Print objects where "ms" property is greater than 10:
$ daggr -j -f 'ms > 10'
Print the "url" property of objects where "ms" is greater than 10:
$ daggr -j -f 'ms > 10' -o url
Print the sum of the "rqs" property for objects where "ms" is greater than 10:
$ daggr -j -f 'ms > 10' -v rqs sum
Generate a power-of-two histogram for values of "ms" where "ms" is greater than
10, and group the histograms by "req.url":
$ daggr -j -f 'ms > 10' -k req.url -v ms quantize
Details
Synopsis:
daggr [-j] [-k FIELD...] [-f FILTER ...] [-o FIELD...] [-v FIELD] [ACTION]
FIELD is a JavaScript-style property name -- not an arbitrary JavaScript
expression.
FILTER is a JavaScript expression invoked in the context of each record to
decide whether to keep that record or discard it. In plaintext mode (the
default), $0
denotes the complete line, and $1
, $2
, $3
, and so on denote
the first, second, third whitespace-separated fields. In JSON mode, "this"
denotes the whole record, and global variables are provided for each of the
top-level properties of the record.
Blank rows are ignored. With "-j", rows that don't begin with "{" are ignored.
ACTION is one of:
* avg: given numeric inputs, average the values
* count: given arbitrary inputs, count the number of inputs
* max: given numeric inputs, compute the maximum value
* min: given numeric inputs, compute the minimum value
* sum: given numeric inputs, sum the values
* quantize: given numeric inputs, produce a power-of-two histogram
describing the distribution of values.
If you don't specify a field with "-v", the first field is used.

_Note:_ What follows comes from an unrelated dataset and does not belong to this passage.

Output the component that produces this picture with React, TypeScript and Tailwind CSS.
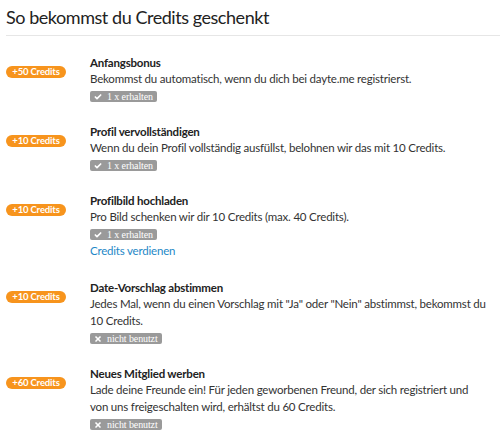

The "-k" and "-o" options specify one or more fields to group by and output,
respectively. Without "-j", the value is a range of field numbers starting with
1 (e.g., "-k 1,3"). With "-j", the value is a comma-separated list of JSON
fields. The "-v" option specifies which field contains the value to process,
and it operates similarly but only supports a single field.